Comparison and Transferability of Nitrogen Content Prediction Model Based in Winter Wheat from UAV Multispectral Image Data

Abstract

Information about the nitrogen dynamic in wheat is important for improving in-season crop precision nutrient management and cultivated land sustainability. To develop unmanned aerial vehicle (UAV)-based spectral models for an accurate and effective assessment of the plant nitrogen content in the key stages (jointing, booting, and filling) of wheat growth, winter wheat experiment plots in Henan Province, China, were used in this study. Based on the K6 multichannel imager, 5-band (Red, Green, Blue, Red edge, and Near-infrared (Nir)) multispectral images were obtained from a UAV system and used to calculate 20 vegetation indices and 40 texture features from different band combinations.

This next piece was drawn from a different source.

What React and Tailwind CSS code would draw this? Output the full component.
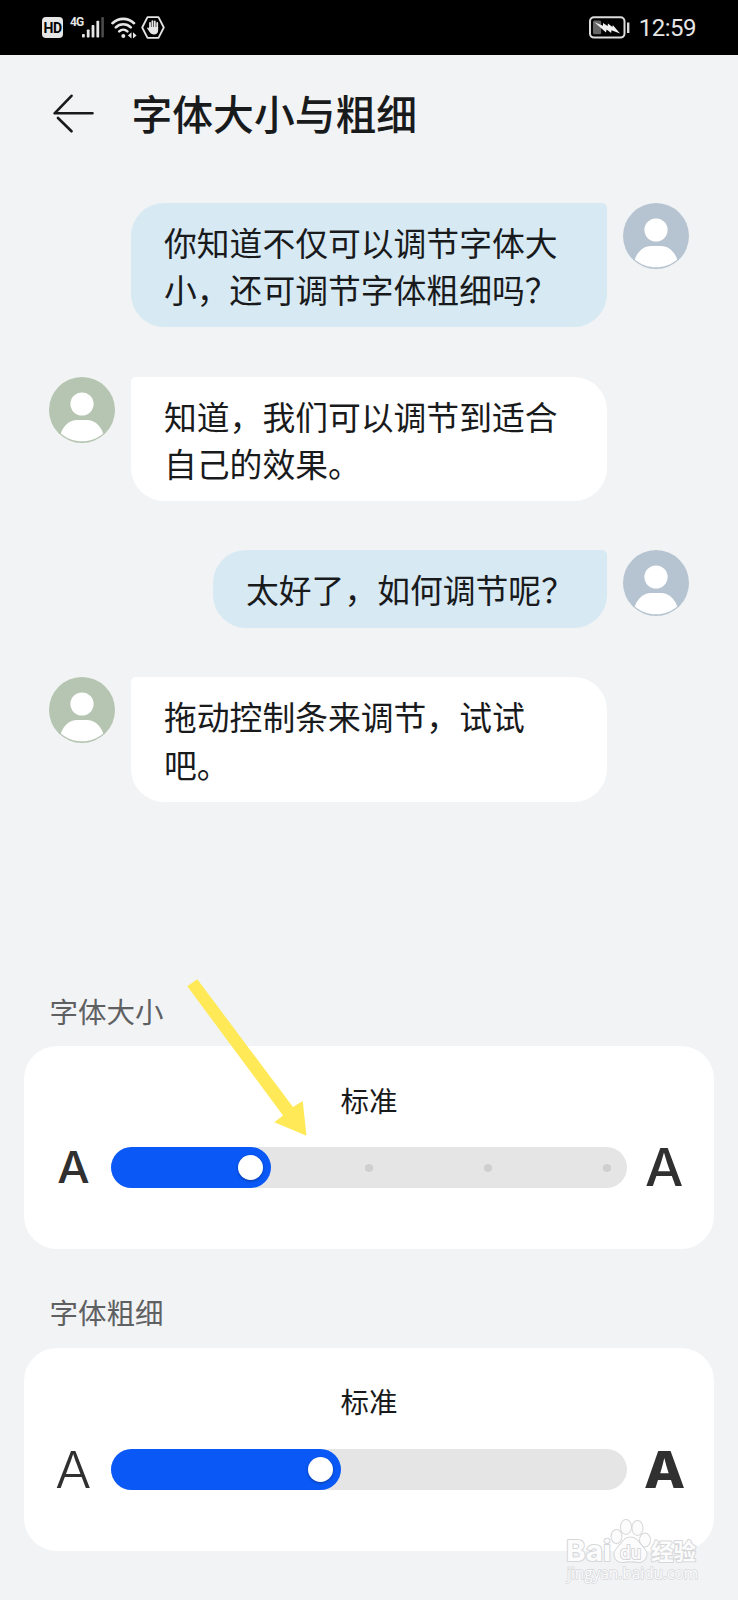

Combining the sensitive spectral features and texture features of the nitrogen content of winter wheat plants, BP neural network (BP), random forest (RF), Adaboost, and support vector machine (SVR) machine learning methods were used to construct plant nitrogen content models, and compared for the model performance and transferability. The results showed that the characteristics of different spectral features were different, but most of them had a partial normal distribution. Compared with spectral features, the distribution of texture features was more discrete. Based on Pearson’s correlation analysis, 51 spectral and texture features were selected to build four machine learning models. The estimates of plant nitrogen by the RF and Adaboost methods were relatively concentrated, mostly close to the 1:1 line; while the estimates of plant nitrogen from the BP and SVR methods were relatively scattered. The RF method was the best, with coefficient of determination (R2), root mean square error (RMSE), and mean absolute error (MAE) of 0.811, 4.163, and 2.947 g/m2, respectively; the SVR method was the worst, with R2, RMSE, and MAE of 0.663, 5.348, and 3.956 g/m2, respectively. All models showed strong transferability, especially the RF and Adaboost methods, in predicting winter wheat nitrogen content under rainfed and irrigation water management.